In the middle of our annual open house at work, I was leading a hike for about 50 kids (mostly elementary school kids who will be coming to camp later this year) and their parents, when a couple of the girls said they wanted to find some snakes. Not one to disappoint, I took a quick detour to a nearby rock pile where I'd been seeing Rattlesnakes over the summer. I found the cutest little cluster of baby Rattlers there, looking like they'd just been born. I think I even managed to convince the most cautious of the parents that it was a good thing. I then stood between the snakes and the kids, and let them approach to where they could peek over the rock and see the snakes. After about 7 or 8 kids got to see them, the snakes crawled off one by one, heading for the cover of one of the rocks. The rest of the people had to be content with the quick, slightly out of focus photo I took, just like those of you reading this will have to be.

Strange thing though - even though I was standing right there, I miscounted the snakes. If you look very carefully at the photo, you can see there are 4, not 3, as I originally thought. It was almost as if they were remembering being inside their mom, so tightly clustered together they were.

Always know how many snakes you're actually dealing with.

Definitely another snake geek moment.

Wednesday, September 16, 2009


I found a Wolf Spider last night, and as usual, started taking pictures of it. After a moment, I noticed that there was a rolled up Pillbug underneath one of its legs, making the spider look like it was on its way to soccer practice or something. It reminded me of the Far Side cartoon where all of the attendees show up for a lecture with ducks under their arms, except, of course, the one guy who forgets his. I imagine a room full of Wolf Spiders, all with Pillbugs, except for one hapless arachnid who shows up sans crustacean.

It's funny the way my mind works sometimes.

On another subject entirely, Willow became alarmed while we were talking about eyes. I was explaining how pupils work, about how they expand to let in more light, when she nervously asked, "what happens if my pupils get too big and my eyes explode?"
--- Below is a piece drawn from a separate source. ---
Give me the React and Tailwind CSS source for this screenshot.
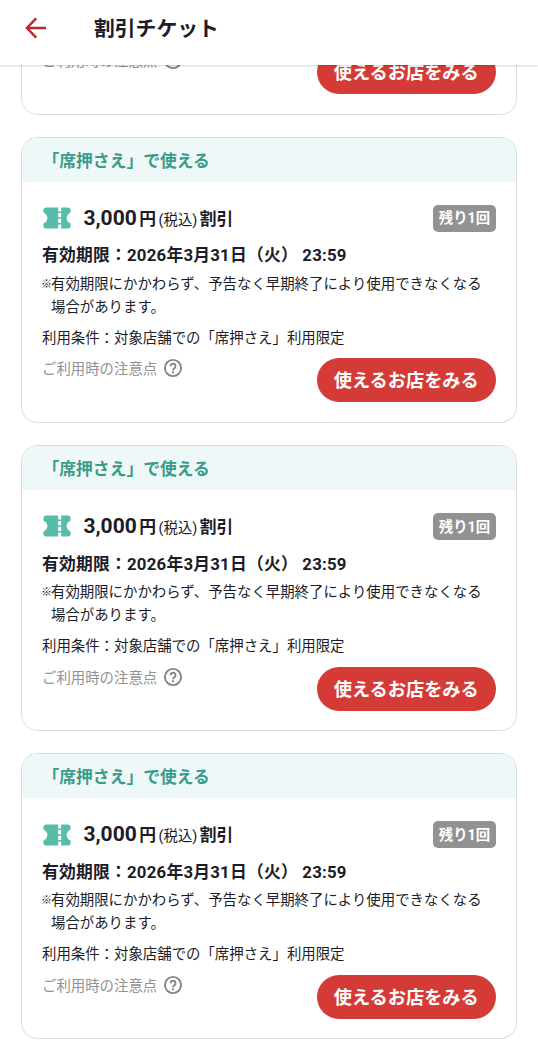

I sometimes wish that the world was still that mysterious for me.

Tuesday, September 15, 2009

The first night of the 2009/2010 science camp year is behind me now. The air was crisp enough to warrant an extra layer. The usual suspects were out in force - homesick kids and patrolling Raccoons. The Raccoon family was pretty cute, with the harried-looking mother urging her troupe of black-masked puffballs towards the apparent good eatin' to be found in the camp trash cans. I could have done without the anxious kid who woke me from my nap at 3:30 in the morning, but that kind of thing is, after all, what I'm paid to be available for. Sometimes I feel like a psychiatrist though. Maybe I should ask for a raise.

It's funny being back. I feel refreshed after my break from work, but I still remember the end of the last school year when I wasn't expecting to be back doing this for another year. Not that I mind. It's a great job. Still, I'm going to redouble my efforts to find classroom work. Actually, I feel like redoubling my efforts in every way right now. That's what Autumn does to me. I hope the feeling lasts.

Currently listening to Nurse With Wound "The Memory Surface"

Sunday, September 13, 2009

The clouds crept over the horizon at some point while my attention was elsewhere. I awakened to discover that local people on Facebook were talking about thunder and lightning. I wish I'd been awake at 4am or whenever it was that it actually graced the sky.

It's all right though. When Willow and I were at the park a short time earlier, fat drops of rain started plopping down out of the dark gray sky, and soon we were doing some pretty serious frolicking, getting wetter and wetter by the moment as the other park goers rushed for their cars. Only the weather-hardened dog park crowd stuck around - even the ones whose dogs didn't like the rain.

Now, as the sky darkens, we're back inside watching BBC dinosaur documentaries. Life is good.

Saturday, September 12, 2009

A year ago today I was moving into my current apartment. Nearly all of my possessions were in boxes, except of course for those things that I just lazily threw on top of the pile.

Today, I'm sitting here with Willow. She's just had her first soccer game of the season. Many of my possessions are in bags out on the patio. No, I'm not moving or anything like that. I've had to quarantine a number of items in order to make sure the head lice that one of the kids brought home from school don't make a comeback.

The day after tomorrow, I start the new school year as night host up at camp. The lumbering, bureaucratic beast that is the California Commission on Teacher Credentialing has finally managed to officially issue me my credential. I guess that means they found the fingerprints that they claimed not to have. For this school year, I plan to use my credential to get some work as a substitute teacher (while still keeping an eye open for something more long-term). Maybe I'll stumble across a permanent position this way.

Either way, I'll be doing something I like doing.

Saturday, September 05, 2009


The coin-op laundry machines are working overtime today as I re-wash all the bedding in an attempt to eradicate every last trace of the head lice that one of the kids brought home from school. Homework, yes. Lice, no. I love insects, but I have to say that love doesn't extend to the ones that try to move into the forest of hair at the top of the mountain of me. These particular insects can take a damn hike into nowhere land, and I'm here to issue the maps.

Actually, lice are pretty cute. It's a shame about their eating habits though.

At least the Eucalyptus-based homeopathic anti-louse spray smells nice.

Willow is with me for the next 8 days, which is nice. After Labor Day, it's our in-service week at work. I'm looking forward to it, and in some ways I'm glad I'm still working nights. This won't stop me from continuing to try to land a job in a classroom, but I like my current plan to do some subbing first. I also have to figure out why the California Teaching Credential people don't have my fingerprints. They were sent nearly two years ago, and just now I'm finding out that they've either never received them or have managed to lose them. This bolsters my opinion that bureaucracy is a dirty word. I really don't want to pay to have them redone and re-sent. I'm too busy spending my money on head louse remedies. I like the idea of releasing trained spiders into hair to eat the lice, but I have the feeling that wouldn't go over well with the general public.